I brushed the hair from her small face, and kissed her nose. I could feel everything welling up inside me, all my fears and hopes and worries churning into a ball of anxiety that I know I have to bury deep inside and not let her see. Does she know something I do not?
“So maybe you’ll still be here? Where will you go when you die?”
“I think I’ll still be here, Story. I don’t know for sure, but since nobody really knows for sure, we try not to worry about it. I have no idea where people go when they die, but I like to think there’s something else after.”
“When I die, I will come to you and we can dance together again. When you die, will you send me messages? Maybe I can leave a piece of paper and a pencil, and you can write me a note to let me know what happens when you’re dead?”
If only it was that easy. I know what she’s hoping for, and God knows I wish I could make these things happen for her. I can’t even promise her I’ll be alive tomorrow, let alone thirty years from now.
“I think that maybe when we die, it’s not that easy for us to communicate anymore, so maybe we leave signs in other ways. Like dreams, or seeing someone’s favourite flower more often, or something. I don’t know but if there was any way for me to communicate with you, I would do it.”

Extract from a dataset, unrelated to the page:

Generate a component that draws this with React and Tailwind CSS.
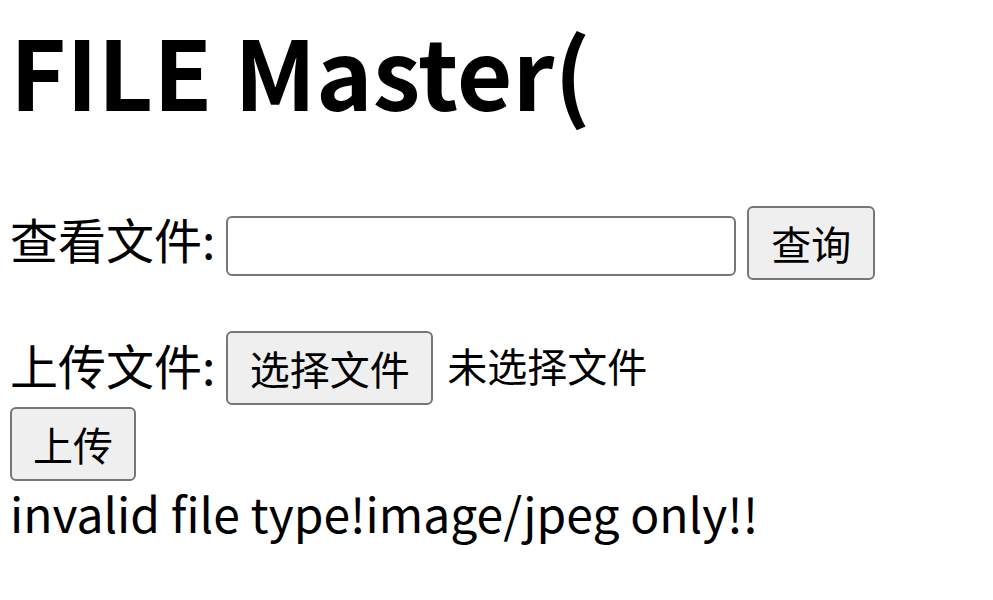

“Can we build a WABAC machine?”
I laughed. She’s a funny kid.
“I have neither the tools nor the know-how to do that, kiddo. But it would be pretty cool, wouldn’t it?”
“No, I mean, with some cardboard, and some paint?”
“Ha, oh, yeah. We can totally do that.”
“I love you, Mommy.”
“I love you too, Birdy. So, so much.”
She rolled over, snuggled into me tightly, her quiet breaths slowing into sleeping rhythms while I stared into the dark wondering about things I’ll never have answers to, feeling thankful for moments like those, and wishing we could live forever.